Having worked with Russell since the third grade, Thomas-Bell sees him more as a son than a student. It was their close relationship that convinced Russell's mother Carol to have Thomas-Bell continue teaching him over the years.
"I may be a retiree, but in 55 years of education, Russell has always been my favorite student," said Thomas-Bell. "So I give my time to him now."
Thomas-Bell takes a different approach with Russell, teaching him in a real-world setting. His tasks include learning independent skills like a morning routine of shower, shave and making breakfast. Other skills include reading and comprehension, all of which are applied to real-world circumstances.
"He can read, but getting the words out can frustrate him sometimes," said Thomas-Bell. "But he has come a long way. I believe that with enough time and effort with children, they can learn. And Russell wants to learn."
Russell has been a friend to the Newton County Library for two years. He started out in janitorial services, cleaning the facility and dusting the shelves with thorough care. This year, Russell has moved to taking care of the children's section, cleaning and alphabetizing the books.
"Russell has been a big help to us," added Head of Children Services Carol Durusau. "He helps keeps things clean and in order. He's always happy to be at work and he's always so pleasant."
Each morning, Russell arrives in the juvenile section and retrieves a cart of returned books. With intense diligence and focus, he sounds off the alphabet to himself as he sorts the books. When he finishes all the carts in the section, he begins his dusting duties.
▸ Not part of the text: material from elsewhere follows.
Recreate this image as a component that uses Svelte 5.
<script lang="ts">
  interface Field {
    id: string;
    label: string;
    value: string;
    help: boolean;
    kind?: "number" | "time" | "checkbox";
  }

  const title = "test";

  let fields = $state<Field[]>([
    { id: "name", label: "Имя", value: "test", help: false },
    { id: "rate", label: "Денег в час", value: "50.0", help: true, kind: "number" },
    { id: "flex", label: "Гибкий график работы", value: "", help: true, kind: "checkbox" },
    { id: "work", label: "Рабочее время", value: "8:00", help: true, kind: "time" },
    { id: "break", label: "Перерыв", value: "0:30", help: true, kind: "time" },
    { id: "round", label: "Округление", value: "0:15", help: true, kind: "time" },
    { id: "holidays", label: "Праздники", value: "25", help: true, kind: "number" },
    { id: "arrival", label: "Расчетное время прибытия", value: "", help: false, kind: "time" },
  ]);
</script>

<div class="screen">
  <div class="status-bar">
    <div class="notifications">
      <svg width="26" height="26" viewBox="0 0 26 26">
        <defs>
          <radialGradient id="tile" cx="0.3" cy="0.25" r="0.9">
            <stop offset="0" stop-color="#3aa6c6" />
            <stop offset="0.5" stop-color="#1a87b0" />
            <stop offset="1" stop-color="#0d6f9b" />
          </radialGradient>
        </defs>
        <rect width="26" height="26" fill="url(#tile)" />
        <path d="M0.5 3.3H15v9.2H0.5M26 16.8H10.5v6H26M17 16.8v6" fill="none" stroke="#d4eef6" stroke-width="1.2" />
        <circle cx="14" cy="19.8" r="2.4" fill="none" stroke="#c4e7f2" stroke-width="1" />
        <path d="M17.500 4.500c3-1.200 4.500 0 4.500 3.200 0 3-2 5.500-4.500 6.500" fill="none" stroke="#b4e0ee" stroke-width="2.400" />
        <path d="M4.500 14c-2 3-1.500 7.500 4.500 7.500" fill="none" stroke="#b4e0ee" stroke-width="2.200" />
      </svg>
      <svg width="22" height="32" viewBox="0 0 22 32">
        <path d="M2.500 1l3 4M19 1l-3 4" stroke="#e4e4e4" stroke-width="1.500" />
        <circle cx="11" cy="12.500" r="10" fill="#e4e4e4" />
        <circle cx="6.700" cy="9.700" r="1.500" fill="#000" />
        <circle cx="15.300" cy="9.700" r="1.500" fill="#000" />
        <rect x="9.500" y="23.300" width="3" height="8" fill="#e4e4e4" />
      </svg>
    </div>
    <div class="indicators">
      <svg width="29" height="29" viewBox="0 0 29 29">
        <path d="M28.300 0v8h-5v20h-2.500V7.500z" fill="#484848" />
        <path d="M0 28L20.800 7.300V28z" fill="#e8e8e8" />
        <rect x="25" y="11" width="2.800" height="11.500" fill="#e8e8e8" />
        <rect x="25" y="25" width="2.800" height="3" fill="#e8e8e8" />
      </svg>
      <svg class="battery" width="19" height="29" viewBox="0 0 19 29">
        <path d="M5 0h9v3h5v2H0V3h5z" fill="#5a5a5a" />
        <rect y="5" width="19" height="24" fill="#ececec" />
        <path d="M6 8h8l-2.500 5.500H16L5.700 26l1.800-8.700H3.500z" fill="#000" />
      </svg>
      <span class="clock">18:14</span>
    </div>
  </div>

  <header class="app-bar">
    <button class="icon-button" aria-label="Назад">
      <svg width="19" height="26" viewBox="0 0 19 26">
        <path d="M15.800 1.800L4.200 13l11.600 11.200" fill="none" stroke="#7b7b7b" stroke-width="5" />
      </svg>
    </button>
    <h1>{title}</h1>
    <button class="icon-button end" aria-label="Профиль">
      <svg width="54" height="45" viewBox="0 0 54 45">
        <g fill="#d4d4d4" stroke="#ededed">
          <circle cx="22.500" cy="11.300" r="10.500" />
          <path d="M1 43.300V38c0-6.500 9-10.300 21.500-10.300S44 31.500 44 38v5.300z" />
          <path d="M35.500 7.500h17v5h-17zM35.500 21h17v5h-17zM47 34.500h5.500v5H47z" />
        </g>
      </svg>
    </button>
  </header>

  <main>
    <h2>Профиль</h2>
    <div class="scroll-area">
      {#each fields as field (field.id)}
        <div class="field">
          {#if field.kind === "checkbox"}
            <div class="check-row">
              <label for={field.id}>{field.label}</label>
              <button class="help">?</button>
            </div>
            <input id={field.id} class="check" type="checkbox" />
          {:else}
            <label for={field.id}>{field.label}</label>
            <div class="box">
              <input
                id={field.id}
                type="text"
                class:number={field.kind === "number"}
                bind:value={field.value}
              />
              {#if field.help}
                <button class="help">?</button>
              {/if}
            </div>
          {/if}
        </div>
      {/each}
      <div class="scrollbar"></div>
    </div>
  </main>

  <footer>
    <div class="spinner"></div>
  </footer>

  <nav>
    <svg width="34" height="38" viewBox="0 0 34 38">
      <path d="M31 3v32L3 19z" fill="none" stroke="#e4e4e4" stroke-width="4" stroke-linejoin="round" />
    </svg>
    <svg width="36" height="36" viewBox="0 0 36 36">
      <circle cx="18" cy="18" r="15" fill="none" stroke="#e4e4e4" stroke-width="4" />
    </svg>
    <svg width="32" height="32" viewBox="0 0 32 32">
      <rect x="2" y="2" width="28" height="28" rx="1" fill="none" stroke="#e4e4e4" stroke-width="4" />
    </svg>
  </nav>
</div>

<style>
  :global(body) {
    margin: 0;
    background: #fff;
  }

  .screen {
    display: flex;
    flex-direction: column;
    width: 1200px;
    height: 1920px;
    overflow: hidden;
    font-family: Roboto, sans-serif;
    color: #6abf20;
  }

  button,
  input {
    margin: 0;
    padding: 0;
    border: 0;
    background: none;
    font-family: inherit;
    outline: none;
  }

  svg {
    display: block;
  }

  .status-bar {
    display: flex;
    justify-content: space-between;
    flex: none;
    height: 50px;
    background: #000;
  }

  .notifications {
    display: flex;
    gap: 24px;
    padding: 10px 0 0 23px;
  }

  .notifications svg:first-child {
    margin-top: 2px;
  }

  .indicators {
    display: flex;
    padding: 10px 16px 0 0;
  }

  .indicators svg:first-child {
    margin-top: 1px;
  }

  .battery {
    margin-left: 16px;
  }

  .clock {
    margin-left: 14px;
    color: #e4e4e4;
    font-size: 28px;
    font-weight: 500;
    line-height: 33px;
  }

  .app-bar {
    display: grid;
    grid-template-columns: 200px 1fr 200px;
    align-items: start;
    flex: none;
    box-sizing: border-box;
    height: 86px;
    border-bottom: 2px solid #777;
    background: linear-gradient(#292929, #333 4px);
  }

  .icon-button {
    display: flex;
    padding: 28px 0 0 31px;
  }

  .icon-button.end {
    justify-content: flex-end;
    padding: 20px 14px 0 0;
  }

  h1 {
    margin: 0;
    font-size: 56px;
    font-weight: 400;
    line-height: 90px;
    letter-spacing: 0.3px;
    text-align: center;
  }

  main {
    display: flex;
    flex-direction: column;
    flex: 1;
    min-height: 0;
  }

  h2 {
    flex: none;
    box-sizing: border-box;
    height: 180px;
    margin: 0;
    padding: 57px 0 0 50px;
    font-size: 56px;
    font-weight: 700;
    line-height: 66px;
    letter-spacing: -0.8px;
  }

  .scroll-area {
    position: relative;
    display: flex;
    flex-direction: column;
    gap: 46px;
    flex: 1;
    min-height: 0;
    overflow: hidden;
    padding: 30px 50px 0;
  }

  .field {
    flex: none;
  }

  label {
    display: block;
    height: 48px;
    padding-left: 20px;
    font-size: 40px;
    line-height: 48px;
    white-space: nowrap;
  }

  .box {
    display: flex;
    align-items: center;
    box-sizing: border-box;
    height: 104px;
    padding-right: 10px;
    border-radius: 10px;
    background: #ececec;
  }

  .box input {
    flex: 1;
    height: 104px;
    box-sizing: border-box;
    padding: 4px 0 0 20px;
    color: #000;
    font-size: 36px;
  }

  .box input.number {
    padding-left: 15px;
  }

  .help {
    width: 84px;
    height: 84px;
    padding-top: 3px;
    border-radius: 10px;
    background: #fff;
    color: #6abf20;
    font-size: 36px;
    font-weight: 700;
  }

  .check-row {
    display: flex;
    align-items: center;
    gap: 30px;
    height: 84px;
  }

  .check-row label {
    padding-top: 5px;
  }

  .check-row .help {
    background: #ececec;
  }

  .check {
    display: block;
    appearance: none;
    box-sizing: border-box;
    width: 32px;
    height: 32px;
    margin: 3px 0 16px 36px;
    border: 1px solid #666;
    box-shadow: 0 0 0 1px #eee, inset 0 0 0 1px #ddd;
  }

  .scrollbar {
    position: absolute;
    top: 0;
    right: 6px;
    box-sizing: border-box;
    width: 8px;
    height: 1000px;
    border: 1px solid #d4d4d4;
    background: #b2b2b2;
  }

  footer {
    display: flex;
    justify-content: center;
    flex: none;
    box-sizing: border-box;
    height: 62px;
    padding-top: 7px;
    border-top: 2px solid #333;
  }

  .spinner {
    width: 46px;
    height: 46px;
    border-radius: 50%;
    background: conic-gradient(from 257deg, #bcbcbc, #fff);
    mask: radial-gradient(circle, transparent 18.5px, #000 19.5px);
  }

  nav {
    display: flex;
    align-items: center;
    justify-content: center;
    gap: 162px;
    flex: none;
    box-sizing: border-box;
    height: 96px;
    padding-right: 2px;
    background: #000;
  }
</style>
Later, Thomas-Bell sits with him and spends the latter part of their time together building his reading and comprehension skills.
Thomas-Bell noticed Russell's progress last summer when she gave him an alphabetizing assignment using index cards. As Russell quickly found his groove with the assignment, Thomas-Bell decided he could apply the skill with library books.
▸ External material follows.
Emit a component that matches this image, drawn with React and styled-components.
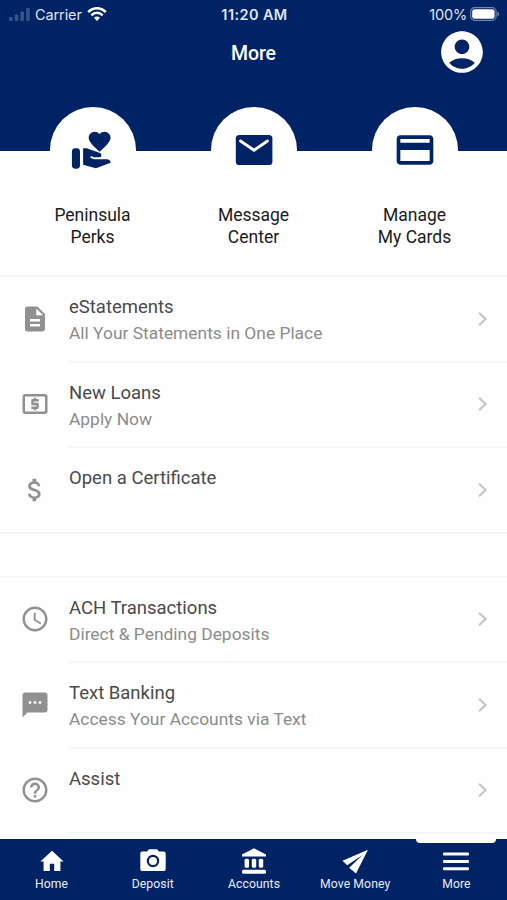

"When he's working here, you can see the wheels turning," said Thomas-Bell. "He may not be able to express his actions to you, but he can perform his tasks."
After their time at the library, Thomas-Bell takes Russell back to his home, where she continues to help him with certain chores that will build independence. These necessary chores include separating his clothes and fixing meals for himself.
"(Alphabetizing) is a skill he can transfer into real-world situations," said Thomas-Bell. "By the time he has to attend a vocational school, he should have all the necessary skills to function on his own."
As Russell enters the new school year as a senior, Thomas-Bell is confident of his ever-expanding set of real-world skills. In two more years, Russell may have to attend a vocational school, which requires learning and comprehension skills. Russell can perform these skills, Thomas-Bell said, but requires assignments to keep him on a routine.
"When I started teaching in 1979, the schools did not have community-based learning. Children with different needs have a hard time transferring information from a book to a real setting. But if you teach them in a real setting, they don't have to transfer much."